◆ **YOUR TASK**: Lines containing the word "React" need to be counted. Please reply with how many there are, and nothing else.

◆ **INFORMATION SHOWN**:
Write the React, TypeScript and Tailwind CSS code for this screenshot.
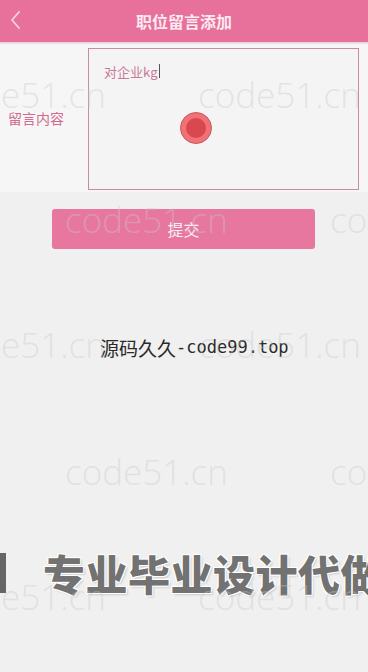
import React from "react";

const wmRows = [
  { top: 77, xs: [-57, 198] },
  { top: 202, xs: [65, 330] },
  { top: 327, xs: [-57, 198] },
  { top: 454, xs: [65, 330] },
  { top: 579, xs: [-57, 198] },
];

export default function App() {
  return (
    <div
      className="relative w-[368px] h-[672px] overflow-hidden bg-[#f0f0f0]"
      style={{ fontFamily: '"Noto Sans CJK SC", "Noto Sans", sans-serif' }}
    >
      {/* header */}
      <div className="relative h-[42px] bg-[#e7719a] flex items-center justify-center shadow-[0_1px_2px_rgba(230,113,154,0.35)]">
        <svg
          className="absolute left-[9px] top-[10px]"
          width="12"
          height="20"
          viewBox="0 0 12 20"
          fill="none"
        >
          <path d="M10 2 L3 10 L10 18" stroke="#f6d6e2" strokeWidth="1.8" strokeLinecap="round" strokeLinejoin="round" />
        </svg>
        <span className="text-[16px] font-bold text-[#fbeaf1] leading-none">职位留言添加</span>
      </div>

      {/* form */}
      <div className="mt-[2px] h-[148px] bg-[#f6f6f6] flex items-stretch">
        <div className="w-[88px] flex items-center pl-[8px]">
          <span className="text-[14px] text-[#d36a91] leading-none">留言内容</span>
        </div>
        <div className="relative mt-[4px] mb-[2px] w-[271px] border border-[#c98b9f] bg-[#f4f4f4] pl-[15px] pt-[15px]">
          <div className="flex items-center text-[13px] text-[#c8799a] leading-none">
            <span>对企业k</span>
            <span className="underline decoration-[#444]">g</span>
            <span className="ml-[1px] w-[1px] h-[14px] bg-[#555]" />
          </div>
          <div className="absolute left-[91px] top-[63px] w-[32px] h-[32px] rounded-full bg-[#f07274] border border-[#c75a60] flex items-center justify-center">
            <div className="w-[20px] h-[20px] rounded-full bg-[#d9474f]" />
          </div>
        </div>
      </div>

      {/* submit */}
      <div className="mt-[17px] pl-[52px]">
        <div className="w-[263px] h-[40px] rounded-[3px] bg-[#e8779f] flex items-center justify-center">
          <span className="text-[16px] text-[#fbeef3] leading-none">提交</span>
        </div>
      </div>

      {/* caption */}
      <div className="mt-[86px] pl-[100px] flex items-center h-[24px] text-[#2a2a2a]">
        <span className="text-[19px] leading-none">源码久久</span>
        <span
          className="text-[17px] leading-none"
          style={{ fontFamily: '"DejaVu Sans Mono", "Liberation Mono", monospace' }}
        >
          -code99.top
        </span>
      </div>

      {/* big banner text */}
      <div className="mt-[191px] h-[46px] flex items-center">
        <div className="shrink-0 w-[6px] h-[40px] bg-[#666]" />
        <span
          className="shrink-0 ml-[37px] whitespace-nowrap text-[42px] font-black leading-none text-[#727272] tracking-[0.5px]"
          style={{
            textShadow:
              "1px 1px 0 #fff, -1px -1px 0 #fff, 1px -1px 0 #fff, -1px 1px 0 #fff, 2px 2px 2px rgba(0,0,0,0.15)",
          }}
        >
          专业毕业设计代做
        </span>
      </div>

      {/* watermarks overlay */}
      <div className="pointer-events-none absolute inset-0">
        {wmRows.map((r, i) =>
          r.xs.map((x, j) => (
            <span
              key={`${i}-${j}`}
              className="absolute whitespace-nowrap text-[35px] font-light leading-none text-[#c8c8c8]/40"
              style={{ left: x, top: r.top, fontFamily: '"Open Sans", "Noto Sans", sans-serif' }}
            >
              code51.cn
            </span>
          ))
        )}
      </div>
    </div>
  );
}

◆ **CORRECT OUTPUT**: 2